== RAW DATA ==
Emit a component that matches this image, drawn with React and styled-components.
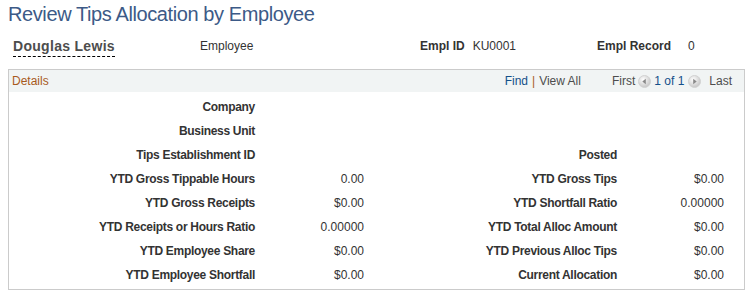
import React from "react";
import styled, { createGlobalStyle } from "styled-components";

const Global = createGlobalStyle`
  html, body { margin: 0; padding: 0; background: #fff; }
  body { font-family: "Liberation Sans", Arial, sans-serif; color: #333; }
`;

const Page = styled.div`
  padding: 0 7px 0 8px;
  width: 737px;
`;

const Title = styled.h1`
  margin: 0;
  padding-top: 2px;
  height: 28px;
  font-size: 20px;
  font-weight: normal;
  letter-spacing: -0.4px;
  line-height: 24px;
  color: #3c5a87;
`;

const KeyBar = styled.div`
  display: grid;
  grid-template-columns: 192px 220px 177px auto;
  align-items: start;
  height: 39px;
  font-size: 12px;
`;

const Name = styled.span`
  justify-self: start;
  margin-left: 5px;
  margin-top: 8px;
  font-size: 14px;
  font-weight: bold;
  letter-spacing: 0.3px;
  color: #4d4d4d;
  line-height: 16px;
  padding-bottom: 2px;
  border-bottom: 1px dashed #000;
`;

const KeyCell = styled.span`
  margin-top: 9px;
  line-height: 14px;
  display: flex;
  gap: ${(p) => p.$gap || 8}px;
`;

const KeyLabel = styled.b`
  color: #333;
`;

const Box = styled.section`
  border: 1px solid #cbcbcb;
  box-sizing: border-box;
  height: 221px;
`;

const Band = styled.div`
  display: flex;
  align-items: center;
  height: 22px;
  background: #f1f4f4;
  padding: 0 12px 0 3px;
  font-size: 12px;
`;

const BandTitle = styled.span`
  color: #a85a1d;
  flex: 1;
`;

const Link = styled.span`
  color: #14508a;
`;

const Plain = styled.span`
  color: #4d4d4d;
`;

const Sep = styled.span`
  color: #a85a1d;
  margin: 0 4px;
`;

const Nav = styled.span`
  display: flex;
  align-items: center;
  margin-left: 31px;
`;

const ArrowBox = styled.span`
  display: inline-flex;
  margin: 0 ${(p) => p.$r}px 0 ${(p) => p.$l}px;
`;

const Grid = styled.div`
  display: grid;
  grid-template-columns: 246px 109px 253px 107px;
  grid-auto-rows: 24px;
  padding-top: 3px;
  font-size: 12px;
  align-items: center;
`;

const Label = styled.span`
  font-weight: bold;
  letter-spacing: -0.3px;
  text-align: right;
  color: #333;
`;

const Value = styled.span`
  text-align: right;
  color: #333;
`;

const Arrow = ({ dir }) => (
  <svg width="13" height="13" viewBox="0 0 13 13">
    <defs>
      <radialGradient id={"g" + dir} cx="40%" cy="35%" r="70%">
        <stop offset="0%" stopColor="#ffffff" />
        <stop offset="100%" stopColor="#c2c2c2" />
      </radialGradient>
    </defs>
    <circle cx="6.5" cy="6.5" r="6" fill={"url(#g" + dir + ")"} stroke="#d2d2d2" />
    {dir === "l" ? (
      <path d="M4.3 6.5 L7.8 3.8 L7.8 9.2 Z" fill="#8a8a8a" />
    ) : (
      <path d="M8.7 6.5 L5.2 3.8 L5.2 9.2 Z" fill="#8a8a8a" />
    )}
  </svg>
);

const rows = [
  ["Company", "", "", ""],
  ["Business Unit", "", "", ""],
  ["Tips Establishment ID", "", "Posted", ""],
  ["YTD Gross Tippable Hours", "0.00", "YTD Gross Tips", "$0.00"],
  ["YTD Gross Receipts", "$0.00", "YTD Shortfall Ratio", "0.00000"],
  ["YTD Receipts or Hours Ratio", "0.00000", "YTD Total Alloc Amount", "$0.00"],
  ["YTD Employee Share", "$0.00", "YTD Previous Alloc Tips", "$0.00"],
  ["YTD Employee Shortfall", "$0.00", "Current Allocation", "$0.00"],
];

export default function App() {
  return (
    <Page>
      <Global />
      <Title>Review Tips Allocation by Employee</Title>
      <KeyBar>
        <Name>Douglas Lewis</Name>
        <KeyCell>Employee</KeyCell>
        <KeyCell $gap={8}>
          <KeyLabel>Empl ID</KeyLabel>
          <span>KU0001</span>
        </KeyCell>
        <KeyCell $gap={17}>
          <KeyLabel>Empl Record</KeyLabel>
          <span>0</span>
        </KeyCell>
      </KeyBar>
      <Box>
        <Band>
          <BandTitle>Details</BandTitle>
          <Link>Find</Link>
          <Sep>|</Sep>
          <Plain>View All</Plain>
          <Nav>
            <Plain>First</Plain>
            <ArrowBox $l={3} $r={3}>
              <Arrow dir="l" />
            </ArrowBox>
            <Link>1 of 1</Link>
            <ArrowBox $l={4} $r={8}>
              <Arrow dir="r" />
            </ArrowBox>
            <Plain>Last</Plain>
          </Nav>
        </Band>
        <Grid>
          {rows.map((r, i) => (
            <React.Fragment key={i}>
              <Label>{r[0]}</Label>
              <Value>{r[1]}</Value>
              <Label>{r[2]}</Label>
              <Value>{r[3]}</Value>
            </React.Fragment>
          ))}
        </Grid>
      </Box>
    </Page>
  );
}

== REQUIREMENT ==
Write out each line of the data exactly; the images should be left out.

== SOLUTION BELOW ==
Emit a component that matches this image, drawn with React and styled-components.
import React from "react";
import styled, { createGlobalStyle } from "styled-components";

const Global = createGlobalStyle`
  html, body { margin: 0; padding: 0; background: #fff; }
  body { font-family: "Liberation Sans", Arial, sans-serif; color: #333; }
`;

const Page = styled.div`
  padding: 0 7px 0 8px;
  width: 737px;
`;

const Title = styled.h1`
  margin: 0;
  padding-top: 2px;
  height: 28px;
  font-size: 20px;
  font-weight: normal;
  letter-spacing: -0.4px;
  line-height: 24px;
  color: #3c5a87;
`;

const KeyBar = styled.div`
  display: grid;
  grid-template-columns: 192px 220px 177px auto;
  align-items: start;
  height: 39px;
  font-size: 12px;
`;

const Name = styled.span`
  justify-self: start;
  margin-left: 5px;
  margin-top: 8px;
  font-size: 14px;
  font-weight: bold;
  letter-spacing: 0.3px;
  color: #4d4d4d;
  line-height: 16px;
  padding-bottom: 2px;
  border-bottom: 1px dashed #000;
`;

const KeyCell = styled.span`
  margin-top: 9px;
  line-height: 14px;
  display: flex;
  gap: ${(p) => p.$gap || 8}px;
`;

const KeyLabel = styled.b`
  color: #333;
`;

const Box = styled.section`
  border: 1px solid #cbcbcb;
  box-sizing: border-box;
  height: 221px;
`;

const Band = styled.div`
  display: flex;
  align-items: center;
  height: 22px;
  background: #f1f4f4;
  padding: 0 12px 0 3px;
  font-size: 12px;
`;

const BandTitle = styled.span`
  color: #a85a1d;
  flex: 1;
`;

const Link = styled.span`
  color: #14508a;
`;

const Plain = styled.span`
  color: #4d4d4d;
`;

const Sep = styled.span`
  color: #a85a1d;
  margin: 0 4px;
`;

const Nav = styled.span`
  display: flex;
  align-items: center;
  margin-left: 31px;
`;

const ArrowBox = styled.span`
  display: inline-flex;
  margin: 0 ${(p) => p.$r}px 0 ${(p) => p.$l}px;
`;

const Grid = styled.div`
  display: grid;
  grid-template-columns: 246px 109px 253px 107px;
  grid-auto-rows: 24px;
  padding-top: 3px;
  font-size: 12px;
  align-items: center;
`;

const Label = styled.span`
  font-weight: bold;
  letter-spacing: -0.3px;
  text-align: right;
  color: #333;
`;

const Value = styled.span`
  text-align: right;
  color: #333;
`;

const Arrow = ({ dir }) => (
  <svg width="13" height="13" viewBox="0 0 13 13">
    <defs>
      <radialGradient id={"g" + dir} cx="40%" cy="35%" r="70%">
        <stop offset="0%" stopColor="#ffffff" />
        <stop offset="100%" stopColor="#c2c2c2" />
      </radialGradient>
    </defs>
    <circle cx="6.5" cy="6.5" r="6" fill={"url(#g" + dir + ")"} stroke="#d2d2d2" />
    {dir === "l" ? (
      <path d="M4.3 6.5 L7.8 3.8 L7.8 9.2 Z" fill="#8a8a8a" />
    ) : (
      <path d="M8.7 6.5 L5.2 3.8 L5.2 9.2 Z" fill="#8a8a8a" />
    )}
  </svg>
);

const rows = [
  ["Company", "", "", ""],
  ["Business Unit", "", "", ""],
  ["Tips Establishment ID", "", "Posted", ""],
  ["YTD Gross Tippable Hours", "0.00", "YTD Gross Tips", "$0.00"],
  ["YTD Gross Receipts", "$0.00", "YTD Shortfall Ratio", "0.00000"],
  ["YTD Receipts or Hours Ratio", "0.00000", "YTD Total Alloc Amount", "$0.00"],
  ["YTD Employee Share", "$0.00", "YTD Previous Alloc Tips", "$0.00"],
  ["YTD Employee Shortfall", "$0.00", "Current Allocation", "$0.00"],
];

export default function App() {
  return (
    <Page>
      <Global />
      <Title>Review Tips Allocation by Employee</Title>
      <KeyBar>
        <Name>Douglas Lewis</Name>
        <KeyCell>Employee</KeyCell>
        <KeyCell $gap={8}>
          <KeyLabel>Empl ID</KeyLabel>
          <span>KU0001</span>
        </KeyCell>
        <KeyCell $gap={17}>
          <KeyLabel>Empl Record</KeyLabel>
          <span>0</span>
        </KeyCell>
      </KeyBar>
      <Box>
        <Band>
          <BandTitle>Details</BandTitle>
          <Link>Find</Link>
          <Sep>|</Sep>
          <Plain>View All</Plain>
          <Nav>
            <Plain>First</Plain>
            <ArrowBox $l={3} $r={3}>
              <Arrow dir="l" />
            </ArrowBox>
            <Link>1 of 1</Link>
            <ArrowBox $l={4} $r={8}>
              <Arrow dir="r" />
            </ArrowBox>
            <Plain>Last</Plain>
          </Nav>
        </Band>
        <Grid>
          {rows.map((r, i) => (
            <React.Fragment key={i}>
              <Label>{r[0]}</Label>
              <Value>{r[1]}</Value>
              <Label>{r[2]}</Label>
              <Value>{r[3]}</Value>
            </React.Fragment>
          ))}
        </Grid>
      </Box>
    </Page>
  );
}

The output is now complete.